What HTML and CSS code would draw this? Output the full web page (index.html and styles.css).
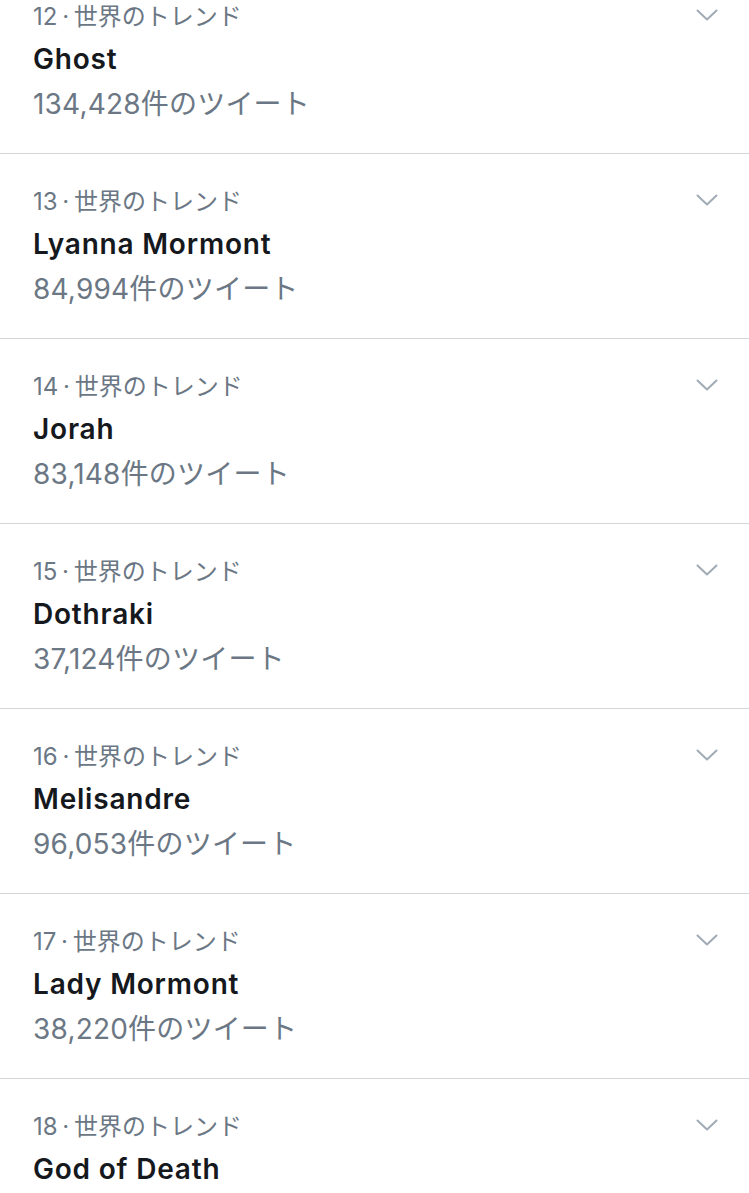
FILE: index.html
```html
<!DOCTYPE html>
<html lang="ja">
<head>
<meta charset="utf-8">
<link rel="stylesheet" href="styles.css">
</head>
<body>
<ul class="trends">
  <li class="trend">
    <div class="info">
      <div class="meta">12 · 世界のトレンド</div>
      <div class="name">Ghost</div>
      <div class="count">134,428件のツイート</div>
    </div>
    <svg class="chev" viewBox="0 0 22 13"><path d="M1.5 1.5 L11 10.5 L20.5 1.5"/></svg>
  </li>
  <li class="trend">
    <div class="info">
      <div class="meta">13 · 世界のトレンド</div>
      <div class="name">Lyanna Mormont</div>
      <div class="count">84,994件のツイート</div>
    </div>
    <svg class="chev" viewBox="0 0 22 13"><path d="M1.5 1.5 L11 10.5 L20.5 1.5"/></svg>
  </li>
  <li class="trend">
    <div class="info">
      <div class="meta">14 · 世界のトレンド</div>
      <div class="name">Jorah</div>
      <div class="count">83,148件のツイート</div>
    </div>
    <svg class="chev" viewBox="0 0 22 13"><path d="M1.5 1.5 L11 10.5 L20.5 1.5"/></svg>
  </li>
  <li class="trend">
    <div class="info">
      <div class="meta">15 · 世界のトレンド</div>
      <div class="name">Dothraki</div>
      <div class="count">37,124件のツイート</div>
    </div>
    <svg class="chev" viewBox="0 0 22 13"><path d="M1.5 1.5 L11 10.5 L20.5 1.5"/></svg>
  </li>
  <li class="trend">
    <div class="info">
      <div class="meta">16 · 世界のトレンド</div>
      <div class="name">Melisandre</div>
      <div class="count">96,053件のツイート</div>
    </div>
    <svg class="chev" viewBox="0 0 22 13"><path d="M1.5 1.5 L11 10.5 L20.5 1.5"/></svg>
  </li>
  <li class="trend">
    <div class="info">
      <div class="meta">17 · 世界のトレンド</div>
      <div class="name">Lady Mormont</div>
      <div class="count">38,220件のツイート</div>
    </div>
    <svg class="chev" viewBox="0 0 22 13"><path d="M1.5 1.5 L11 10.5 L20.5 1.5"/></svg>
  </li>
  <li class="trend">
    <div class="info">
      <div class="meta">18 · 世界のトレンド</div>
      <div class="name">God of Death</div>
    </div>
    <svg class="chev" viewBox="0 0 22 13"><path d="M1.5 1.5 L11 10.5 L20.5 1.5"/></svg>
  </li>
</ul>
</body>
</html>
```
FILE: styles.css
```css
html, body {
  margin: 0;
  padding: 0;
  background: #ffffff;
}
body {
  width: 749px;
  height: 1193px;
  overflow: hidden;
  font-family: Inter, "Noto Sans CJK JP", sans-serif;
}
.trends {
  list-style: none;
  margin: -31px 0 0 0;
  padding: 0;
}
.trend {
  display: flex;
  align-items: flex-start;
  justify-content: space-between;
  height: 184px;
  border-bottom: 1px solid #d3d6d9;
  padding: 0 31px 0 33px;
  box-sizing: content-box;
}
.info {
  display: flex;
  flex-direction: column;
  padding-top: 31px;
}
.meta {
  height: 36px;
  line-height: 34px;
  font-size: 24px;
  word-spacing: -2px;
  color: #6b7784;
  white-space: nowrap;
}
.name {
  height: 47px;
  line-height: 46px;
  font-size: 28px;
  font-weight: 600;
  letter-spacing: 0.8px;
  color: #15181c;
  white-space: nowrap;
}
.count {
  height: 42px;
  line-height: 42px;
  font-size: 28px;
  letter-spacing: 0.2px;
  color: #6b7784;
  white-space: nowrap;
}
.chev {
  width: 22px;
  height: 13px;
  margin-top: 40px;
  fill: none;
  stroke: #a0abb6;
  stroke-width: 2;
  stroke-linecap: round;
  stroke-linejoin: round;
}
```
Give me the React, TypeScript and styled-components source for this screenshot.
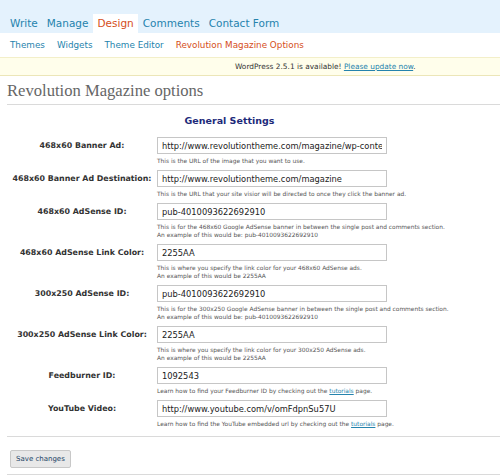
----------------
### EXERCISE DETAILS
All preceding records should be duplicated verbatim, images excepted.

### ANSWER TO THE PROBLEM
What HTML and CSS code would draw this? Output the full web page (index.html and styles.css).
FILE: index.html
```html
<!DOCTYPE html>
<html lang="ja">
<head>
<meta charset="utf-8">
<link rel="stylesheet" href="styles.css">
</head>
<body>
<ul class="trends">
  <li class="trend">
    <div class="info">
      <div class="meta">12 · 世界のトレンド</div>
      <div class="name">Ghost</div>
      <div class="count">134,428件のツイート</div>
    </div>
    <svg class="chev" viewBox="0 0 22 13"><path d="M1.5 1.5 L11 10.5 L20.5 1.5"/></svg>
  </li>
  <li class="trend">
    <div class="info">
      <div class="meta">13 · 世界のトレンド</div>
      <div class="name">Lyanna Mormont</div>
      <div class="count">84,994件のツイート</div>
    </div>
    <svg class="chev" viewBox="0 0 22 13"><path d="M1.5 1.5 L11 10.5 L20.5 1.5"/></svg>
  </li>
  <li class="trend">
    <div class="info">
      <div class="meta">14 · 世界のトレンド</div>
      <div class="name">Jorah</div>
      <div class="count">83,148件のツイート</div>
    </div>
    <svg class="chev" viewBox="0 0 22 13"><path d="M1.5 1.5 L11 10.5 L20.5 1.5"/></svg>
  </li>
  <li class="trend">
    <div class="info">
      <div class="meta">15 · 世界のトレンド</div>
      <div class="name">Dothraki</div>
      <div class="count">37,124件のツイート</div>
    </div>
    <svg class="chev" viewBox="0 0 22 13"><path d="M1.5 1.5 L11 10.5 L20.5 1.5"/></svg>
  </li>
  <li class="trend">
    <div class="info">
      <div class="meta">16 · 世界のトレンド</div>
      <div class="name">Melisandre</div>
      <div class="count">96,053件のツイート</div>
    </div>
    <svg class="chev" viewBox="0 0 22 13"><path d="M1.5 1.5 L11 10.5 L20.5 1.5"/></svg>
  </li>
  <li class="trend">
    <div class="info">
      <div class="meta">17 · 世界のトレンド</div>
      <div class="name">Lady Mormont</div>
      <div class="count">38,220件のツイート</div>
    </div>
    <svg class="chev" viewBox="0 0 22 13"><path d="M1.5 1.5 L11 10.5 L20.5 1.5"/></svg>
  </li>
  <li class="trend">
    <div class="info">
      <div class="meta">18 · 世界のトレンド</div>
      <div class="name">God of Death</div>
    </div>
    <svg class="chev" viewBox="0 0 22 13"><path d="M1.5 1.5 L11 10.5 L20.5 1.5"/></svg>
  </li>
</ul>
</body>
</html>
```
FILE: styles.css
```css
html, body {
  margin: 0;
  padding: 0;
  background: #ffffff;
}
body {
  width: 749px;
  height: 1193px;
  overflow: hidden;
  font-family: Inter, "Noto Sans CJK JP", sans-serif;
}
.trends {
  list-style: none;
  margin: -31px 0 0 0;
  padding: 0;
}
.trend {
  display: flex;
  align-items: flex-start;
  justify-content: space-between;
  height: 184px;
  border-bottom: 1px solid #d3d6d9;
  padding: 0 31px 0 33px;
  box-sizing: content-box;
}
.info {
  display: flex;
  flex-direction: column;
  padding-top: 31px;
}
.meta {
  height: 36px;
  line-height: 34px;
  font-size: 24px;
  word-spacing: -2px;
  color: #6b7784;
  white-space: nowrap;
}
.name {
  height: 47px;
  line-height: 46px;
  font-size: 28px;
  font-weight: 600;
  letter-spacing: 0.8px;
  color: #15181c;
  white-space: nowrap;
}
.count {
  height: 42px;
  line-height: 42px;
  font-size: 28px;
  letter-spacing: 0.2px;
  color: #6b7784;
  white-space: nowrap;
}
.chev {
  width: 22px;
  height: 13px;
  margin-top: 40px;
  fill: none;
  stroke: #a0abb6;
  stroke-width: 2;
  stroke-linecap: round;
  stroke-linejoin: round;
}
```
Give me the React, TypeScript and styled-components source for this screenshot.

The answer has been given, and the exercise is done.